To do |
Transcribe exactly the lines from the one containing "Reproduce this screenshot" through the one containing "const caret = ()", both included, and leave out any pictures.

Records with interface code |
<<<<
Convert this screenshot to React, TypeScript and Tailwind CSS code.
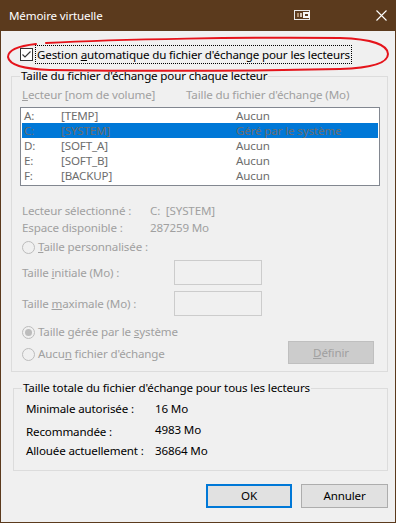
const FONT = '"Noto Sans", "Open Sans", sans-serif';

const drives = [
  { letter: 'A:', name: '[TEMP]', size: 'Aucun' },
  { letter: 'C:', name: '[SYSTEM]', size: 'Géré par le système', selected: true },
  { letter: 'D:', name: '[SOFT_A]', size: 'Aucun' },
  { letter: 'E:', name: '[SOFT_B]', size: 'Aucun' },
  { letter: 'F:', name: '[BACKUP]', size: 'Aucun' },
];

function Radio({ checked = false }: { checked?: boolean }) {
  return (
    <span className="flex items-center justify-center w-[13px] h-[13px] rounded-full border border-[#bcbcbc] bg-[#f0f0f0] shrink-0">
      {checked && <span className="w-[7px] h-[7px] rounded-full bg-[#bcbcbc]" />}
    </span>
  );
}

function Annotation() {
  // hand drawn red circle around the checkbox
  return (
    <svg className="absolute left-0 top-0 pointer-events-none" width="396" height="90" viewBox="0 0 396 90">
      <path
        d="M46 43 C120 39 250 37 340 38 C372 39 388 45 388 54 C388 63 372 68 340 69 C250 71 120 71 50 70 C22 69 9 64 8 57 C8 50 18 46 36 44"
        fill="none"
        stroke="#e5141b"
        strokeWidth="2"
        strokeLinecap="round"
      />
    </svg>
  );
}

export default function App() {
  return (
    <div
      className="relative w-[396px] h-[523px] bg-[#5b3a1d] flex flex-col text-[11.6px] tracking-[-0.15px] leading-[16px] text-black select-none"
      style={{ fontFamily: FONT }}
    >
      {/* title bar */}
      <div className="h-[31px] flex items-center text-white shrink-0">
        <span className="ml-[9px]">Mémoire virtuelle</span>
        <svg className="ml-auto" width="17" height="11" viewBox="0 0 17 11">
          <rect x="0.5" y="0.5" width="15" height="9" fill="none" stroke="#e8e8e8" />
          <rect x="3" y="3" width="2" height="4" fill="#b09070" />
          <rect x="6" y="3" width="2" height="4" fill="#d8c8b8" />
          <rect x="9" y="2" width="7" height="6" fill="#f4f4f4" />
          <rect x="11" y="4" width="3" height="2" fill="#5b3a1d" />
        </svg>
        <svg className="ml-[65px] mr-[9px]" width="11" height="11" viewBox="0 0 11 11">
          <path d="M0.5 0.5 L10.5 10.5 M10.5 0.5 L0.5 10.5" stroke="#ffffff" strokeWidth="1.1" />
        </svg>
      </div>

      {/* body */}
      <div className="flex-1 mx-[1px] mb-[1px] bg-[#f0f0f0] flex flex-col">
        <div className="mt-[14px] ml-[19px] flex items-center h-[19px]">
          <span className="w-[13px] h-[13px] border border-[#333333] bg-white flex items-center justify-center">
            <svg width="11" height="11" viewBox="0 0 11 11">
              <path d="M1.5 5.5 L4 8 L9.5 2.5" fill="none" stroke="#333333" strokeWidth="1.1" />
            </svg>
          </span>
          <span className="ml-[2px] pl-[2px] pr-[2px] h-[19px] leading-[19px] block outline-1 outline-dotted outline-black -outline-offset-1">
            Gestion <u>a</u>utomatique du fichier d'échange pour les lecteurs
          </span>
        </div>

        <fieldset className="mt-[4px] ml-[10px] w-[377px] border border-[#dcdcdc] pb-[7px]">
          <legend className="ml-[8px] px-[1px] leading-[16px]">Taille du fichier d'échange pour chaque lecteur</legend>
          <div className="mt-[3px] pl-[10px] flex text-[#a0a0a0]">
            <span className="w-[164px]"><u>L</u>ecteur [nom de volume]</span>
            <span>Taille du fichier d'échange (Mo)</span>
          </div>
          <div className="mt-[4px] ml-[8px] w-[360px] h-[79px] border border-[#828790] bg-white">
            {drives.map((d) => (
              <div
                key={d.letter}
                className={`mx-[1px] h-[15px] leading-[15px] flex items-center text-[#6d6d6d] ${d.selected ? 'bg-[#0078d7]' : ''}`}
              >
                <span className="pl-[2px] w-[39px]">{d.letter}</span>
                <span className="w-[175px]">{d.name}</span>
                <span>{d.size}</span>
              </div>
            ))}
          </div>

          <div className="mt-[17px] pl-[10px] flex text-[#a0a0a0] h-[17px]">
            <span className="w-[128px]">Lecteur sélectionné :</span>
            <span>C:&nbsp; [SYSTEM]</span>
          </div>
          <div className="pl-[10px] flex text-[#a0a0a0] h-[16px]">
            <span className="w-[128px]">Espace disponible :</span>
            <span>287259 Mo</span>
          </div>
          <div className="mt-[3px] pl-[10px] flex items-center gap-[3px] h-[16px] text-[#a0a0a0]">
            <Radio />
            <span><u>T</u>aille personnalisée :</span>
          </div>

          <div className="mt-[5px] pl-[10px] flex items-center text-[#a0a0a0]">
            <span className="w-[152px]">Taille <u>i</u>nitiale (Mo) :</span>
            <span className="w-[88px] h-[25px] border border-[#cccccc] bg-[#f0f0f0]" />
          </div>
          <div className="mt-[6px] pl-[10px] flex items-center text-[#a0a0a0]">
            <span className="w-[152px]">Taille <u>m</u>aximale (Mo) :</span>
            <span className="w-[88px] h-[25px] border border-[#cccccc] bg-[#f0f0f0]" />
          </div>

          <div className="mt-[8px] pl-[10px] flex items-center gap-[3px] h-[16px] text-[#a0a0a0]">
            <Radio checked />
            <span>Taille gérée par le <u>s</u>ystème</span>
          </div>
          <div className="mt-[1px] pl-[10px] flex items-start">
            <div className="mt-[5px] flex items-center gap-[3px] h-[16px] text-[#a0a0a0]">
              <Radio />
              <span>Aucu<u>n</u> fichier d'échange</span>
            </div>
            <button className="ml-auto mr-[13px] w-[86px] h-[23px] border border-[#bfbfbf] bg-[#cccccc] text-[#a0a0a0] flex items-center justify-center">
              <span><u>D</u>éfinir</span>
            </button>
          </div>
        </fieldset>

        <fieldset className="mt-[8px] ml-[12px] w-[375px] border border-[#dcdcdc] pb-[11px]">
          <legend className="ml-[8px] px-[1px] leading-[16px]">Taille totale du fichier d'échange pour tous les lecteurs</legend>
          <div className="mt-[5px] pl-[12px] flex h-[16px]">
            <span className="w-[129px]">Minimale autorisée :</span>
            <span>16 Mo</span>
          </div>
          <div className="mt-[7px] pl-[12px] flex h-[16px]">
            <span className="w-[129px]">Recommandée :</span>
            <span className="-mt-[2px]">4983 Mo</span>
          </div>
          <div className="mt-[3px] pl-[12px] flex h-[16px]">
            <span className="w-[129px]">Allouée actuellement :</span>
            <span>36864 Mo</span>
          </div>
        </fieldset>

        <div className="mt-[13px] pr-[7px] flex justify-end gap-[9px]">
          <button className="w-[86px] h-[24px] border-2 border-[#0078d7] bg-[#e1e1e1] flex items-center justify-center">
            OK
          </button>
          <button className="w-[87px] h-[24px] border border-[#adadad] bg-[#e1e1e1] flex items-center justify-center">
            Annuler
          </button>
        </div>
      </div>

      <Annotation />
    </div>
  );
}
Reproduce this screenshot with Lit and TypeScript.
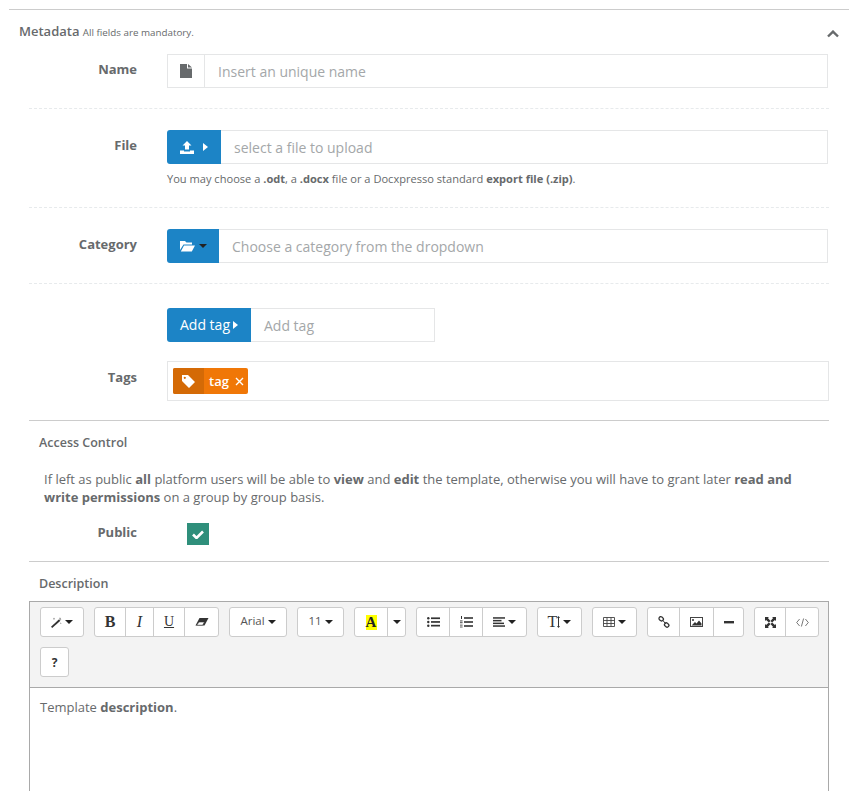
import { LitElement, html, css, svg } from "lit";
import { customElement } from "lit/decorators.js";

const ic = (w: number, h: number, body: unknown, cls = "") =>
  html`<svg class=${cls} width=${w} height=${h} viewBox="0 0 ${w} ${h}" aria-hidden="true">${body}</svg>`;

const caret = () => ic(8, 4, svg`<path d="M0 0h8L4 4z" fill="currentColor"/>`, "caret");

const icons: Record<string, unknown> = {
  wand: ic(11, 11, svg`<path d="M1.2 11 0 9.8 7.8 2.4 9.4 3.8z" fill="#333"/><path d="M8.6.2l.4.9.9-.3-.3.9.9.5-1 .2-.2 1-.6-1-.9.1.6-.8z M3 .5l.4.9.9.4-.9.4L3 3.1l-.4-.9-.9-.4.9-.4z M9.8 5.2l.3.7.7.3-.7.3-.3.7-.3-.7-.7-.3.7-.3z" fill="#888"/>`),
  eraser: ic(14, 10, svg`<path d="M4.5 1H13.5L9.5 8.5H.5z" fill="#333"/><path d="M1.6 8.2 4 5h5.5L7.6 8.2z" fill="#fff" stroke="#333" stroke-width=".6"/>`),
  ul: ic(13, 10, svg`<g fill="#333"><circle cx="1.3" cy="1.3" r="1.2"/><circle cx="1.3" cy="5" r="1.2"/><circle cx="1.3" cy="8.7" r="1.2"/><rect x="4" y=".4" width="9" height="1.7"/><rect x="4" y="4.1" width="9" height="1.7"/><rect x="4" y="7.8" width="9" height="1.7"/></g>`),
  ol: ic(13, 12, svg`<g fill="#333"><rect x="4" y="1.2" width="9" height="1.6"/><rect x="4" y="5.2" width="9" height="1.6"/><rect x="4" y="9.2" width="9" height="1.6"/><rect x="1" y="0" width="1" height="3"/><rect x="0" y="4.5" width="2.6" height=".9"/><rect x="0" y="6.3" width="2.6" height=".9"/><rect x="0" y="8.7" width="2.6" height=".8"/><rect x="0" y="10.6" width="2.6" height=".8"/></g>`),
  align: ic(12, 10, svg`<g fill="#333"><rect width="12" height="1.5" y=".2"/><rect width="8.5" height="1.5" y="2.9"/><rect width="11" height="1.5" y="5.6"/><rect width="12" height="1.5" y="8.3"/></g>`),
  table: ic(12, 10, svg`<path d="M.5.5h11v9H.5zM.5 3.5h11M.5 6.5h11M4 .5v9M8 .5v9" fill="none" stroke="#444" stroke-width=".9"/>`),
  link: ic(12, 12, svg`<g fill="none" stroke="#333" stroke-width="1.3"><rect x=".9" y="1" width="4.6" height="3.6" rx="1.8" transform="rotate(38 3.2 2.8)"/><rect x="6.4" y="7.2" width="4.6" height="3.6" rx="1.8" transform="rotate(38 8.7 9)"/><path d="M4.5 4l3 3.6" stroke-width="1"/></g>`),
  image: ic(13, 10, svg`<rect x=".5" y=".5" width="12" height="9" fill="#fff" stroke="#444"/><circle cx="3" cy="3" r="1" fill="#333"/><path d="M1.5 8.5 5 5l1.5 1.5L9 3.5l2.5 3v2z" fill="#333"/>`),
  minus: ic(10, 3, svg`<rect width="10" height="2.4" fill="#333"/>`),
  full: ic(11, 11, svg`<g fill="#333"><path d="M0 0h4L2.9 1.1 5.5 3.9 3.9 5.5 1.1 2.9 0 4zM11 0v4L9.9 2.9 7.1 5.5 5.5 3.9 8.1 1.1 7 0zM0 11V7l1.1 1.1L3.9 5.5l1.6 1.6-2.6 2.8L4 11zM11 11H7l1.1-1.1L5.5 7.1l1.6-1.6 2.8 2.6L11 7z"/></g>`),
  code: ic(13, 9, svg`<path d="M3.6 1 .7 4.5l2.9 3.5M9.4 1l2.9 3.5L9.4 8M7.6.5 5.4 8.5" fill="none" stroke="#555" stroke-width=".8"/>`),
  tbar: ic(3, 12, svg`<path d="M1.5 0 3 2H2v8h1l-1.5 2L0 10h1V2H0z" fill="#333"/>`),
};

type Btn = { w: number; c: unknown };
const t = (s: string, cls: string) => html`<span class=${cls}>${s}</span>`;

const groups: Btn[][] = [
  [{ w: 44, c: html`${icons.wand}${caret()}` }],
  [
    { w: 31, c: t("B", "tb-b") },
    { w: 28, c: t("I", "tb-i") },
    { w: 31, c: t("U", "tb-u") },
    { w: 35, c: icons.eraser },
  ],
  [{ w: 58, c: html`<span class="tb-arial">Arial</span>${caret()}` }],
  [{ w: 47, c: html`<span class="tb-arial">11</span>${caret()}` }],
  [
    { w: 33, c: t("A", "tb-a") },
    { w: 19, c: caret() },
  ],
  [
    { w: 33, c: icons.ul },
    { w: 33, c: icons.ol },
    { w: 45, c: html`${icons.align}${caret()}` },
  ],
  [{ w: 45, c: html`<span class="tb-t">T</span>${icons.tbar}${caret()}` }],
  [{ w: 45, c: html`${icons.table}${caret()}` }],
  [
    { w: 32, c: icons.link },
    { w: 34, c: icons.image },
    { w: 31, c: icons.minus },
  ],
  [
    { w: 31, c: icons.full },
    { w: 34, c: icons.code },
  ],
  [{ w: 29, c: t("?", "tb-q") }],
];

const btnWidth = (g: Btn[], i: number) => g[i].w - (i === 0 ? 1 : 0) - (i === g.length - 1 ? 1 : 0);

@customElement("app-root")
export class AppRoot extends LitElement {
  static styles = css`
    :host {
      display: block;
      font-family: "Open Sans", sans-serif;
      font-size: 13px;
      line-height: 18px;
      color: #676a6c;
      background: #fff;
      height: 791px;
      overflow: hidden;
    }
    .panel {
      margin: 9px 12px 0 9px;
      border-top: 1px solid #ccc;
    }
    .head {
      display: flex;
      align-items: center;
      justify-content: space-between;
      height: 44px;
      padding: 0 10px 0 10px;
    }
    .head-title {
      font-size: 13px;
      font-weight: 600;
      color: #676a6c;
    }
    .head-title small {
      font-size: 9.8px;
      font-weight: 400;
    }
    .chev {
      position: relative;
      top: 2px;
      color: #676a6c;
    }
    .body {
      padding-left: 20px;
    }
    .row {
      display: grid;
      grid-template-columns: 108px 661px;
      column-gap: 30px;
      align-items: start;
    }
    .label {
      text-align: right;
      font-weight: 700;
      font-size: 13px;
      line-height: 18px;
      padding-top: 6px;
    }
    .dash {
      border-top: 1px dashed #e7eaec;
      width: 800px;
    }
    .group {
      display: flex;
      height: 34px;
      box-sizing: border-box;
    }
    .addon {
      flex: none;
      display: flex;
      align-items: center;
      justify-content: center;
      box-sizing: border-box;
      height: 34px;
    }
    .addon.plain {
      width: 38px;
      border: 1px solid #e5e6e7;
      color: #676a6c;
    }
    .addon.blue {
      background: #1c84c6;
      color: #fff;
      border-radius: 3px 0 0 3px;
    }
    .field {
      flex: 1;
      min-width: 0;
      box-sizing: border-box;
      height: 34px;
      border: 1px solid #e5e6e7;
      border-left: none;
      display: flex;
      align-items: center;
      padding: 2px 0 0 13px;
      font-size: 14px;
      color: #a4a7a9;
    }
    .help {
      font-size: 11.08px;
      line-height: 14px;
      margin-top: 8px;
    }
    .help b { font-weight: 700; }
    .tagbox {
      box-sizing: border-box;
      width: 662px;
      height: 40px;
      border: 1px solid #e5e6e7;
      padding: 6px 5px;
      display: flex;
    }
    .tag {
      display: flex;
      height: 26px;
      border-radius: 2px;
      overflow: hidden;
      color: #fff;
      background: #f07707;
      font-weight: 600;
      font-size: 13px;
      line-height: 26px;
    }
    .tag-icon {
      width: 31px;
      background: #d46a06;
      display: flex;
      align-items: center;
      justify-content: center;
    }
    .tag-text {
      padding-left: 5px;
      width: 44px;
      box-sizing: border-box;
      display: flex;
      gap: 6px;
      align-items: center;
    }
    .rule {
      border-top: 1px solid #ccc;
      width: 800px;
    }
    .sub {
      font-size: 12.5px;
      font-weight: 600;
      padding-left: 10px;
      line-height: 18px;
    }
    .para {
      margin: 0;
      padding-left: 15px;
      width: 770px;
      font-size: 13px;
      line-height: 18px;
    }
    .para b { font-weight: 700; }
    .check {
      width: 22px;
      height: 22px;
      background: #2f8f7b;
      display: flex;
      align-items: center;
      justify-content: center;
      margin-left: 20px;
    }
    .editor {
      box-sizing: border-box;
      width: 800px;
      border: 1px solid #a9a9a9;
      border-bottom: none;
      height: 300px;
    }
    .toolbar {
      background: #f3f3f3;
      border-bottom: 1px solid #a9a9a9;
      padding: 0 5px 5px 10px;
      display: flex;
      flex-wrap: wrap;
      column-gap: 10px;
      height: 86px;
      box-sizing: border-box;
      align-content: flex-start;
    }
    .btn-group {
      display: flex;
      margin: 5px 0;
      background: #fff;
      border: 1px solid #ccc;
      border-radius: 3px;
      height: 30px;
      box-sizing: border-box;
      overflow: hidden;
    }
    .btn {
      box-sizing: border-box;
      display: flex;
      align-items: center;
      justify-content: center;
      gap: 3px;
      border-left: 1px solid #ccc;
      color: #333;
      height: 100%;
    }
    .btn:first-child { border-left: none; }
    .caret { flex: none; color: #222; }
    .tb-b { font: 700 16px "Liberation Serif", serif; color: #333; }
    .tb-i { font: italic 400 16px "Liberation Serif", serif; color: #333; }
    .tb-u { font: 400 14px "Liberation Serif", serif; color: #333; text-decoration: underline; }
    .tb-arial { font: 400 11.5px/14px "Open Sans", sans-serif; color: #555; position: relative; top: -1px; }
    .tb-a { font: 700 15px/15px "Liberation Serif", serif; color: #222; background: #ff0; width: 11px; text-align: center; }
    .tb-t { font: 400 16px "Liberation Serif", serif; color: #333; margin-right: -3px; }
    .tb-q { font: 700 12px "Open Sans", sans-serif; color: #333; }
    .content {
      padding: 10px;
      font-size: 13px;
      line-height: 18px;
    }
    .content b { font-weight: 700; }
  `;

  render() {
    return html`
      <div class="panel">
        <div class="head">
          <span class="head-title">Metadata <small>All fields are mandatory.</small></span>
          ${ic(12, 8, svg`<path d="M1 6.5 6 1.6l5 4.9" fill="none" stroke="currentColor" stroke-width="2.4"/>`, "chev")}
        </div>
        <div class="body">
          <div class="row">
            <div class="label">Name</div>
            <div class="group">
              <div class="addon plain">
                ${ic(12, 14, svg`<path d="M0 0h7v4.5h5V14H0zM8 0l4 3.5H8z" fill="currentColor"/>`)}
              </div>
              <div class="field">Insert an unique name</div>
            </div>
          </div>
          <div class="dash" style="margin-top:20px"></div>
          <div class="row" style="margin-top:21px">
            <div class="label">File</div>
            <div>
              <div class="group">
                <div class="addon blue" style="width:54px;gap:9px">
                  ${ic(14, 13, svg`<path d="M7 0l4.5 4.5H9v4H5v-4H2.5z M0 9.5h4v1h6v-1h4V13H0z" fill="#fff"/>`)}
                  ${ic(5, 8, svg`<path d="M0 0l5 4-5 4z" fill="#fff"/>`)}
                </div>
                <div class="field">select a file to upload</div>
              </div>
              <div class="help">You may choose a <b>.odt</b>, a <b>.docx</b> file or a Docxpresso standard <b>export file (.zip)</b>.</div>
            </div>
          </div>
          <div class="dash" style="margin-top:21px"></div>
          <div class="row" style="margin-top:21px">
            <div class="label">Category</div>
            <div class="group">
              <div class="addon blue" style="width:52px;gap:4px">
                ${ic(15, 12, svg`<path d="M0 1h5l1.5 1.5H12V4.5H3.5L0 10z M.8 11.5 4 5.5h11l-3.2 6z" fill="#fff"/>`)}
                ${caret()}
              </div>
              <div class="field">Choose a category from the dropdown</div>
            </div>
          </div>
          <div class="dash" style="margin-top:20px"></div>
          <div class="row" style="margin-top:24px">
            <div></div>
            <div class="group" style="width:268px">
              <div class="addon blue" style="width:84px;gap:3px;font-size:14px">
                Add tag${ic(5, 8, svg`<path d="M0 0l5 4-5 4z" fill="#fff"/>`)}
              </div>
              <div class="field" style="border-top:1px solid #e5e6e7">Add tag</div>
            </div>
          </div>
          <div class="row" style="margin-top:19px">
            <div class="label" style="padding-top:7px">Tags</div>
            <div class="tagbox">
              <div class="tag">
                <span class="tag-icon">
                  ${ic(13, 13, svg`<path d="M0 0h6l7 7-6 6-7-7z M2.8 1.7a1.1 1.1 0 1 0 .01 0z" fill="#fff" fill-rule="evenodd"/>`)}
                </span>
                <span class="tag-text">tag
                  ${ic(9, 9, svg`<path d="M1 1l7 7M8 1 1 8" stroke="#fff" stroke-width="1.4"/>`)}
                </span>
              </div>
            </div>
          </div>
          <div class="rule" style="margin-top:19px"></div>
          <div class="sub" style="margin-top:13px">Access Control</div>
          <p class="para" style="margin-top:18px">If left as public <b>all</b> platform users will be able to <b>view</b> and <b>edit</b> the template, otherwise you will have to grant later <b>read and write permissions</b> on a group by group basis.</p>
          <div class="row" style="margin-top:17px">
            <div class="label" style="padding-top:0">Public</div>
            <div class="check">
              ${ic(12, 9, svg`<path d="M1 4.5 4.5 8 11 1.5" fill="none" stroke="#fff" stroke-width="2.6"/>`)}
            </div>
          </div>
          <div class="rule" style="margin-top:16px"></div>
          <div class="sub" style="margin-top:13px">Description</div>
          <div class="editor" style="margin-top:8px">
            <div class="toolbar">
              ${groups.map(
                (g) => html`<div class="btn-group">
                  ${g.map((_, i) => html`<div class="btn" style="width:${btnWidth(g, i)}px">${g[i].c}</div>`)}
                </div>`
              )}
            </div>
            <div class="content">Template <b>description</b>.</div>
          </div>
        </div>
      </div>
    `;
  }
}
>>>>
Task result |
Reproduce this screenshot with Lit and TypeScript.
import { LitElement, html, css, svg } from "lit";
import { customElement } from "lit/decorators.js";

const ic = (w: number, h: number, body: unknown, cls = "") =>
  html`<svg class=${cls} width=${w} height=${h} viewBox="0 0 ${w} ${h}" aria-hidden="true">${body}</svg>`;

const caret = () => ic(8, 4, svg`<path d="M0 0h8L4 4z" fill="currentColor"/>`, "caret");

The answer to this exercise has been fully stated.